Mark Hyman, Jr Career Development Associate Professor of Applied Biology
Investigator, Picower Institute for Learning and Memory

Primary DLC

Department of Brain and Cognitive Sciences

MIT Room: 46-5023C

Research Summary

Professor Choi examines the interaction of the immune system with the brain and the effects of that interaction on neurodevelopment, behavior, and mood. She also studies how social behaviors are regulated according to sensory stimuli, context, internal state, and physiological status, and how these factors modulate neural circuit function via a combinatorial code of classic neuromodulators and immune-derived cytokines. Choi joined the Department of Brain and Cognitive Sciences after a postdoc at Columbia University. She received her bachelor’s degree from the University of California at Berkeley, and her Ph.D. from Caltech. Choi is also an investigator in The Picower Institute for Learning and Memory.

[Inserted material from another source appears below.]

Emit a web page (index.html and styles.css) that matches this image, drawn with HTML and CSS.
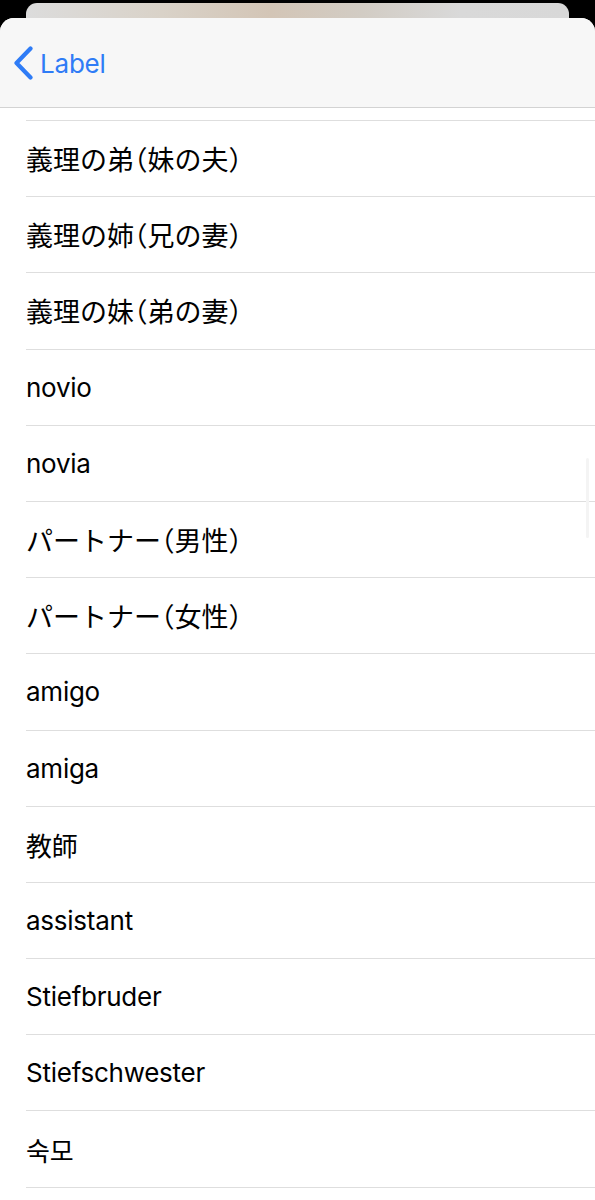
FILE: index.html
```html
<!DOCTYPE html>
<html lang="ja">
<head>
    <meta charset="UTF-8">
    <meta name="viewport" content="width=device-width, initial-scale=1.0">
    <title>Label</title>
    <link rel="stylesheet" href="styles.css">
</head>

<body>
    <!-- cartão de trás -->
    <div class="back-card"></div>

    <div class="sheet">
        <div class="nav">
            <a class="back" href="#">
                <svg class="chevron" width="22" height="34" viewBox="0 0 22 34">
                    <path d="M18.5 2.5 L4.5 17 L18.5 31.5" fill="none" stroke="currentColor" stroke-width="4.2" stroke-linecap="round" stroke-linejoin="round"/>
                </svg>
                <span>Label</span>
            </a>
        </div>

        <div class="list">
            <div class="row row-hidden"></div>
            <div class="row ja">義理の弟（妹の夫）</div>
            <div class="row ja">義理の姉（兄の妻）</div>
            <div class="row ja">義理の妹（弟の妻）</div>
            <div class="row">novio</div>
            <div class="row">novia</div>
            <div class="row ja">パートナー（男性）</div>
            <div class="row ja">パートナー（女性）</div>
            <div class="row">amigo</div>
            <div class="row">amiga</div>
            <div class="row">教師</div>
            <div class="row">assistant</div>
            <div class="row">Stiefbruder</div>
            <div class="row">Stiefschwester</div>
            <div class="row" lang="ko">숙모</div>
            <div class="row row-tail"></div>
            <div class="scroll-bar"></div>
        </div>
    </div>
</body>
</html>
```

FILE: styles.css
```css
body {
    margin: 0;
    background: #000;
    font-family: Inter, "Noto Sans CJK JP", "Noto Sans CJK KR", sans-serif;
    overflow: hidden;
}

.back-card {
    height: 15px;
    margin: 3px 26px 0;
    border-radius: 11px 11px 0 0;
    background: linear-gradient(to right, #dcdcdc, #d9d2c8 25%, #d3c5b6 45%, #d2ccc4 62%, #d9d9d9 80%, #d8d8d8);
}

.sheet {
    background: #fff;
    border-radius: 14px 14px 0 0;
    overflow: hidden;
    height: 1182px;
}

.nav {
    height: 89px;
    background: #f7f7f7;
    border-bottom: 1px solid #d3d3d3;
    display: flex;
    align-items: center;
}

.back {
    display: flex;
    align-items: center;
    gap: 6px;
    margin-left: 12px;
    margin-top: 1px;
    color: #2f7cf6;
    text-decoration: none;
    font-size: 26px;
    letter-spacing: -0.2px;
}

.chevron {
    display: block;
}

.list {
    position: relative;
}

.row {
    height: 75.2px;
    margin-left: 26px;
    border-bottom: 1px solid #dedede;
    display: flex;
    align-items: center;
    font-size: 26px;
    letter-spacing: -0.25px;
    color: #000;
    font-feature-settings: "halt";
}

/* linhas em japonês com parênteses */
.row.ja {
    font-size: 27px;
    letter-spacing: 0;
}

.row-hidden {
    height: 12px;
}

.row-tail {
    border-bottom: none;
}

.row[lang="ko"] {
    font-family: Inter, "Noto Sans CJK KR", sans-serif;
}

/* indicador de rolagem */
.scroll-bar {
    position: absolute;
    right: 6px;
    top: 350px;
    width: 3px;
    height: 80px;
    border-radius: 2px;
    background: #f4f4f4;
}
```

Her laboratory studies how sensory stimuli drive behavioral responses and internal states depending on past experience. Focus is at the level of neural circuits, using olfaction as a model to address three central problems. First, we are working to anatomically and functionally delineate the circuitry that connects sensory representations to specific behavioral outcomes. Second, the lab is asking how learning transforms these circuits, and how neuromodulators shape and modify them. Third, the lab asks how the brain maintains behavioral plasticity, to allow for context dependent behavioral adaptations in response the same sensory stimulus. In understanding how learning links neutral olfactory stimuli with specificity and flexibility to appropriate behaviors, we hope to elucidate mechanisms fundamental to learning across all sensory modalities.